#### Exercise task:
Where the data below has the string "with", return the whole line.

(Front-end source files)
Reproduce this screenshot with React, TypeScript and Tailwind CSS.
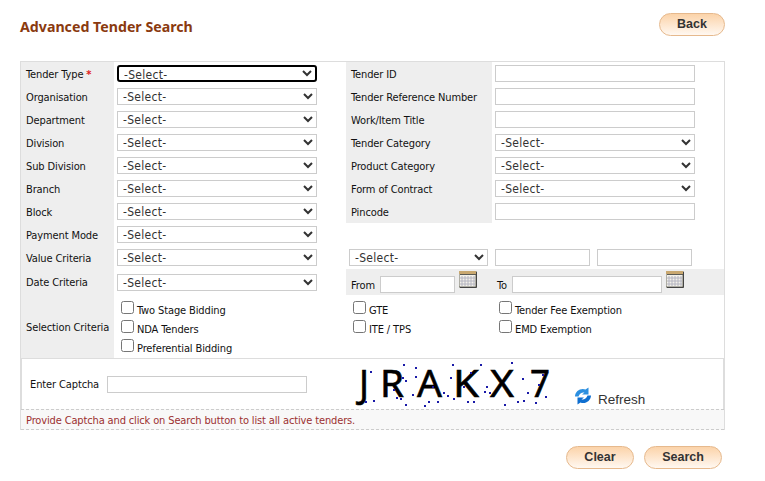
const labelFont = "font-['DejaVu_Sans_Condensed','DejaVu_Sans',sans-serif] text-[11px] tracking-[-0.12px] text-[#111]";

const Label = ({ children }: { children: React.ReactNode }) => (
  <div className={`bg-[#eeeeee] pl-[5px] pt-[3px] flex items-center ${labelFont}`}>{children}</div>
);

const Select = ({ width = "w-[200px]", focused = false }: { width?: string; focused?: boolean }) => (
  <select
    className={`${width} h-[17px] bg-white pl-[1px] font-['DejaVu_Sans_Condensed','DejaVu_Sans',sans-serif] text-[12px] leading-[13px] tracking-[0.3px] text-[#333] ${
      focused ? "border-2 border-black rounded-[3px]" : "border border-[#cccccc]"
    }`}
  >
    <option>-Select-</option>
  </select>
);

const Input = ({ width = "w-[200px]" }: { width?: string }) => (
  <input type="text" className={`${width} h-[17px] bg-white border border-[#cccccc]`} />
);

const Cell = ({ children }: { children?: React.ReactNode }) => (
  <div className="pl-[3px] flex items-center">{children}</div>
);

const Check = ({ text }: { text: string }) => (
  <div className="flex h-[19px] items-start">
    <input type="checkbox" className="w-[13px] h-[13px] m-0" />
    <span className={`ml-[3px] mt-[2px] leading-[16px] whitespace-nowrap ${labelFont}`}>{text}</span>
  </div>
);

const Calendar = () => (
  <svg width="18" height="17" viewBox="0 0 18 17" className="shrink-0 mb-[5px] ml-[4px]">
    <rect x="0" y="0" width="17" height="16" fill="#f3f1ea" stroke="#6b6b5e" />
    <rect x="0" y="0" width="17" height="3" fill="#c9a870" />
    <rect x="1" y="3" width="16" height="1" fill="#5b5b55" />
    <path d="M3 5v10M6 5v10M9 5v10M12 5v10M15 5v10M1 7h15M1 10h15M1 13h15" stroke="#b4b4c0" strokeWidth="1" />
    <path d="M17.5 1v15.5H1" stroke="#444" strokeWidth="1" fill="none" />
  </svg>
);

const Button = ({ text, width }: { text: string; width: string }) => (
  <button
    className={`${width} h-[23px] rounded-full border border-[#e6b98d] bg-gradient-to-b from-[#fbd3a9] to-[#fff8f1] font-['Liberation_Sans',sans-serif] text-[12.5px] font-bold text-[#333]`}
  >
    {text}
  </button>
);

const dots = [
  [60, 36], [158, 16], [195, 24], [165, 62], [195, 50], [155, 55], [305, 14], [390, 16], [482, 8], [300, 54],
  [360, 40], [408, 80], [517, 58], [577, 44], [585, 112], [565, 75], [530, 100], [520, 122], [500, 125], [555, 128],
  [462, 134], [418, 100], [403, 95], [350, 125], [368, 125], [308, 116], [278, 100], [290, 108], [262, 127], [235, 125],
  [222, 139], [165, 135], [185, 104], [150, 118], [138, 115], [130, 90], [68, 122], [45, 125], [340, 80], [245, 80],
];

// letter, x, width as measured on the captcha
const letters: [string, number, number][] = [
  ["J", 9, 10],
  ["R", 30, 24],
  ["A", 67, 25],
  ["K", 103, 26],
  ["X", 140, 24],
  ["7", 180, 20],
];

const Captcha = () => (
  <svg width="210" height="50" viewBox="0 0 210 50" className="shrink-0 overflow-visible">
    {letters.map(([ch, x, w]) => (
      <text
        key={ch}
        x={x}
        y="38"
        fontFamily="Noto Sans"
        fontSize="39"
        fill="#000"
        stroke="#000"
        strokeWidth="0.6"
        textLength={w}
        lengthAdjust="spacingAndGlyphs"
      >
        {ch}
      </text>
    ))}
    {dots.map(([x, y], i) => (
      <rect key={i} x={Math.round(x / 3)} y={Math.round(y / 3)} width="2" height="2" fill="#1a1aa8" />
    ))}
  </svg>
);

const RefreshIcon = () => (
  <svg width="18" height="18" viewBox="0 0 18 18" className="shrink-0">
    <path d="M1 9.5C1 4 7 0.5 11.5 2.5L14.5 0.5V7.5H8L10.5 5.5C8 5 5.5 6.5 4.5 9.5Z" fill="#2b8fe0" />
    <path d="M17 8.5C17 14 11 17.5 6.5 15.5L3.5 17.5V10.5H10L7.5 12.5C10 13 12.5 11.5 13.5 8.5Z" fill="#0f6fd0" />
  </svg>
);

export default function App() {
  const left = ["Organisation", "Department", "Division", "Sub Division", "Branch"];
  const right: [string, boolean][] = [
    ["Tender Reference Number", false],
    ["Work/Item Title", false],
    ["Tender Category", true],
    ["Product Category", true],
    ["Form of Contract", true],
  ];

  return (
    <div className="w-[765px] h-[481px] bg-white pl-5 overflow-hidden">
      <div className="w-[705px] h-[61px] flex justify-between items-start">
        <h1 className="mt-[17px] font-['Noto_Sans',sans-serif] text-[14.2px] leading-5 font-bold text-[#8a3a0f]">
          Advanced Tender Search
        </h1>
        <div className="mt-[13px] flex">
          <Button text="Back" width="w-[66px]" />
        </div>
      </div>

      <div className="w-[705px] border border-[#dddddd] border-b-0">
        <div className="grid grid-cols-[93px_232px_146px_232px] grid-rows-[repeat(9,23px)_26px_63px]">
          <Label>
            Tender Type <span className="ml-[3px] text-[#e02020] font-bold">*</span>
          </Label>
          <Cell>
            <Select focused />
          </Cell>
          <Label>Tender ID</Label>
          <Cell>
            <Input />
          </Cell>

          {left.map((name, i) => (
            <div key={name} className="contents">
              <Label>{name}</Label>
              <Cell>
                <Select />
              </Cell>
              <Label>{right[i][0]}</Label>
              <Cell>{right[i][1] ? <Select /> : <Input />}</Cell>
            </div>
          ))}

          <Label>Block</Label>
          <Cell>
            <Select />
          </Cell>
          <Label>Pincode</Label>
          <Cell>
            <Input />
          </Cell>

          <Label>Payment Mode</Label>
          <Cell>
            <Select />
          </Cell>
          <div />
          <div />

          <Label>Value Criteria</Label>
          <Cell>
            <Select />
          </Cell>
          <Cell>
            <Select width="w-[139px]" />
          </Cell>
          <div className="pl-[3px] flex items-center gap-[7px]">
            <Input width="w-[95px]" />
            <Input width="w-[95px]" />
          </div>

          <Label>Date Criteria</Label>
          <Cell>
            <Select />
          </Cell>
          <div className={`col-span-2 bg-[#eeeeee] pl-[5px] flex items-end pb-[2px] ${labelFont}`}>
            <span className="w-[29px] mb-[-1px]">From</span>
            <Input width="w-[75px]" />
            <Calendar />
            <span className="ml-[20px] w-[15px] mb-[-1px]">To</span>
            <Input width="w-[150px]" />
            <Calendar />
          </div>

          <Label>Selection Criteria</Label>
          <div className="pl-[7px] pt-[6px]">
            <Check text="Two Stage Bidding" />
            <Check text="NDA Tenders" />
            <Check text="Preferential Bidding" />
          </div>
          <div className="col-span-2 pl-[7px] pt-[6px] grid grid-cols-[146px_1fr] content-start">
            <Check text="GTE" />
            <Check text="Tender Fee Exemption" />
            <Check text="ITE / TPS" />
            <Check text="EMD Exemption" />
          </div>
        </div>

        <div className="h-[51px] border-t border-x border-[#dddddd] flex items-center">
          <span className={`ml-[8px] mt-[3px] w-[77px] whitespace-nowrap ${labelFont}`}>Enter Captcha</span>
          <Input />
          <div className="ml-[43px]">
            <Captcha />
          </div>
          <div className="ml-[14px] mt-[23px] flex items-center">
            <RefreshIcon />
            <span className="ml-[6px] translate-y-[5px] font-['Liberation_Sans',sans-serif] text-[13.5px] text-[#333]">Refresh</span>
          </div>
        </div>

        <div className="h-[21px] bg-[#f8f8f8] border-y border-dashed border-[#cccccc] pl-[5px] pt-[3px] flex items-center font-['DejaVu_Sans_Condensed','DejaVu_Sans',sans-serif] text-[11px] tracking-[-0.14px] text-[#9c3030]">
          Provide Captcha and click on Search button to list all active tenders.
        </div>
      </div>

      <div className="w-[702px] mt-[16px] flex justify-end gap-[10px]">
        <Button text="Clear" width="w-[68px]" />
        <Button text="Search" width="w-[78px]" />
      </div>
    </div>
  );
}
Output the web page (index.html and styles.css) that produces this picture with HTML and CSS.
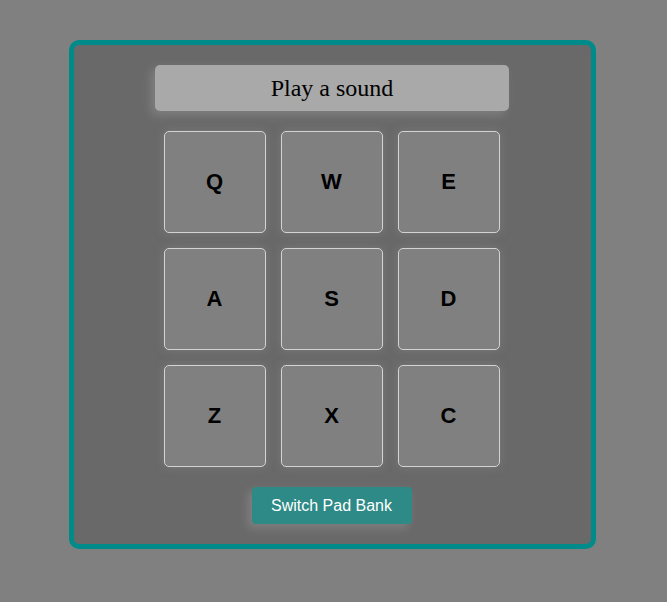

#### Result:
Reproduce this screenshot with React, TypeScript and Tailwind CSS.
Output the web page (index.html and styles.css) that produces this picture with HTML and CSS.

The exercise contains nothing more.